_Written task_: Without including any images, repeat the data exactly.
### Data segment ###
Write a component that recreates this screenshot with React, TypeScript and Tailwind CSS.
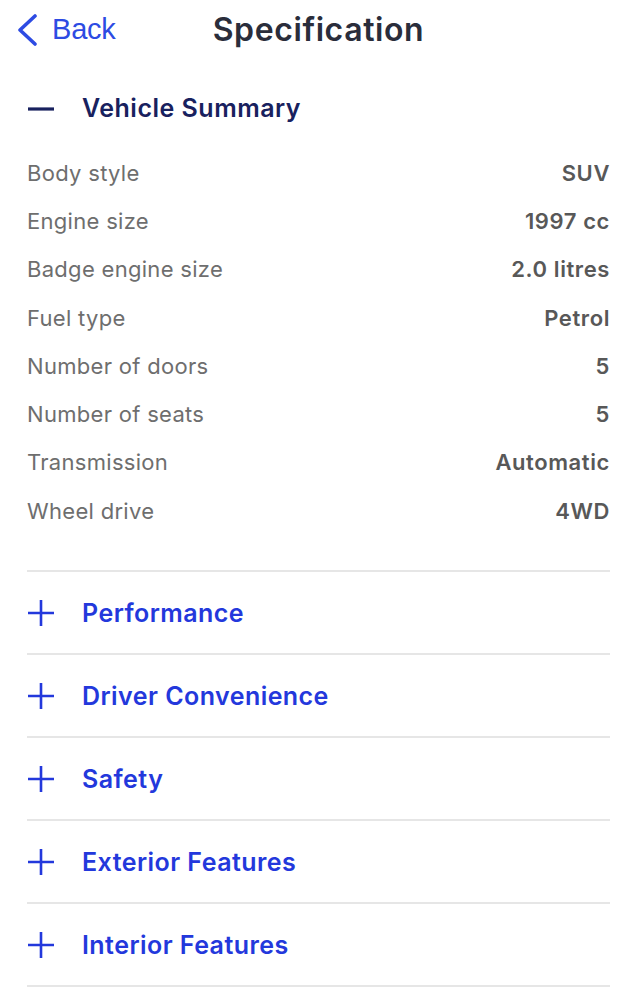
const specs: [string, string][] = [
  ["Body style", "SUV"],
  ["Engine size", "1997 cc"],
  ["Badge engine size", "2.0 litres"],
  ["Fuel type", "Petrol"],
  ["Number of doors", "5"],
  ["Number of seats", "5"],
  ["Transmission", "Automatic"],
  ["Wheel drive", "4WD"],
];

const sections = [
  "Performance",
  "Driver Convenience",
  "Safety",
  "Exterior Features",
  "Interior Features",
];

function PlusIcon() {
  return (
    <svg width="28" height="28" viewBox="0 0 28 28" className="shrink-0">
      <path d="M1 14h26M14 1v26" stroke="currentColor" strokeWidth="2.6" />
    </svg>
  );
}

function MinusIcon() {
  return (
    <svg width="28" height="28" viewBox="0 0 28 28" className="shrink-0">
      <path d="M1 14h26" stroke="currentColor" strokeWidth="3.2" />
    </svg>
  );
}

export default function App() {
  return (
    <div className="w-[637px] h-[999px] bg-white overflow-hidden font-['Inter',sans-serif]">
      {/* header */}
      <div className="grid grid-cols-[1fr_auto_1fr] items-center h-[60px]">
        <div className="flex items-center pl-[16px] text-[#2d4be3]">
          <svg width="22" height="32" viewBox="0 0 22 32" className="shrink-0">
            <path d="M19 2L4 16l15 14" fill="none" stroke="currentColor" strokeWidth="3.6" strokeLinecap="round" strokeLinejoin="round" />
          </svg>
          <span className="ml-[14px] text-[29px] font-['Liberation_Sans',sans-serif] tracking-[-0.2px]">Back</span>
        </div>
        <h1 className="text-[32px] font-semibold text-[#2a2d3b] tracking-[0.6px]">Specification</h1>
        <div />
      </div>

      <div className="px-[27px]">
        {/* expanded section */}
        <div className="mt-[34px] h-[30px] flex items-center text-[#18215e]">
          <MinusIcon />
          <span className="ml-[27px] text-[25px] font-semibold tracking-[0.5px]">Vehicle Summary</span>
        </div>

        <div className="mt-[25px]">
          {specs.map(([label, value]) => (
            <div key={label} className="h-[48.3px] flex items-center justify-between text-[22px] tracking-[0.3px]">
              <span className="text-[#6e6e6e]">{label}</span>
              <span className="font-semibold text-[#585858] tracking-[0.6px]">{value}</span>
            </div>
          ))}
        </div>

        {/* collapsed sections */}
        <div className="mt-[35px]">
          {sections.map((s) => (
            <div key={s}>
              <div className="h-[2px] bg-[#e6e6e6]" />
              <div className="h-[81px] flex items-center text-[#2338dc] pt-[1px]">
                <PlusIcon />
                <span className="ml-[27px] text-[25px] font-semibold tracking-[0.45px]">{s}</span>
              </div>
            </div>
          ))}
          <div className="h-[2px] bg-[#e6e6e6]" />
        </div>
      </div>
    </div>
  );
}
###
_Response to this task_:
Write a component that recreates this screenshot with React, TypeScript and Tailwind CSS.
const specs: [string, string][] = [
  ["Body style", "SUV"],
  ["Engine size", "1997 cc"],
  ["Badge engine size", "2.0 litres"],
  ["Fuel type", "Petrol"],
  ["Number of doors", "5"],
  ["Number of seats", "5"],
  ["Transmission", "Automatic"],
  ["Wheel drive", "4WD"],
];

const sections = [
  "Performance",
  "Driver Convenience",
  "Safety",
  "Exterior Features",
  "Interior Features",
];

function PlusIcon() {
  return (
    <svg width="28" height="28" viewBox="0 0 28 28" className="shrink-0">
      <path d="M1 14h26M14 1v26" stroke="currentColor" strokeWidth="2.6" />
    </svg>
  );
}

function MinusIcon() {
  return (
    <svg width="28" height="28" viewBox="0 0 28 28" className="shrink-0">
      <path d="M1 14h26" stroke="currentColor" strokeWidth="3.2" />
    </svg>
  );
}

export default function App() {
  return (
    <div className="w-[637px] h-[999px] bg-white overflow-hidden font-['Inter',sans-serif]">
      {/* header */}
      <div className="grid grid-cols-[1fr_auto_1fr] items-center h-[60px]">
        <div className="flex items-center pl-[16px] text-[#2d4be3]">
          <svg width="22" height="32" viewBox="0 0 22 32" className="shrink-0">
            <path d="M19 2L4 16l15 14" fill="none" stroke="currentColor" strokeWidth="3.6" strokeLinecap="round" strokeLinejoin="round" />
          </svg>
          <span className="ml-[14px] text-[29px] font-['Liberation_Sans',sans-serif] tracking-[-0.2px]">Back</span>
        </div>
        <h1 className="text-[32px] font-semibold text-[#2a2d3b] tracking-[0.6px]">Specification</h1>
        <div />
      </div>

      <div className="px-[27px]">
        {/* expanded section */}
        <div className="mt-[34px] h-[30px] flex items-center text-[#18215e]">
          <MinusIcon />
          <span className="ml-[27px] text-[25px] font-semibold tracking-[0.5px]">Vehicle Summary</span>
        </div>

        <div className="mt-[25px]">
          {specs.map(([label, value]) => (
            <div key={label} className="h-[48.3px] flex items-center justify-between text-[22px] tracking-[0.3px]">
              <span className="text-[#6e6e6e]">{label}</span>
              <span className="font-semibold text-[#585858] tracking-[0.6px]">{value}</span>
            </div>
          ))}
        </div>

        {/* collapsed sections */}
        <div className="mt-[35px]">
          {sections.map((s) => (
            <div key={s}>
              <div className="h-[2px] bg-[#e6e6e6]" />
              <div className="h-[81px] flex items-center text-[#2338dc] pt-[1px]">
                <PlusIcon />
                <span className="ml-[27px] text-[25px] font-semibold tracking-[0.45px]">{s}</span>
              </div>
            </div>
          ))}
          <div className="h-[2px] bg-[#e6e6e6]" />
        </div>
      </div>
    </div>
  );
}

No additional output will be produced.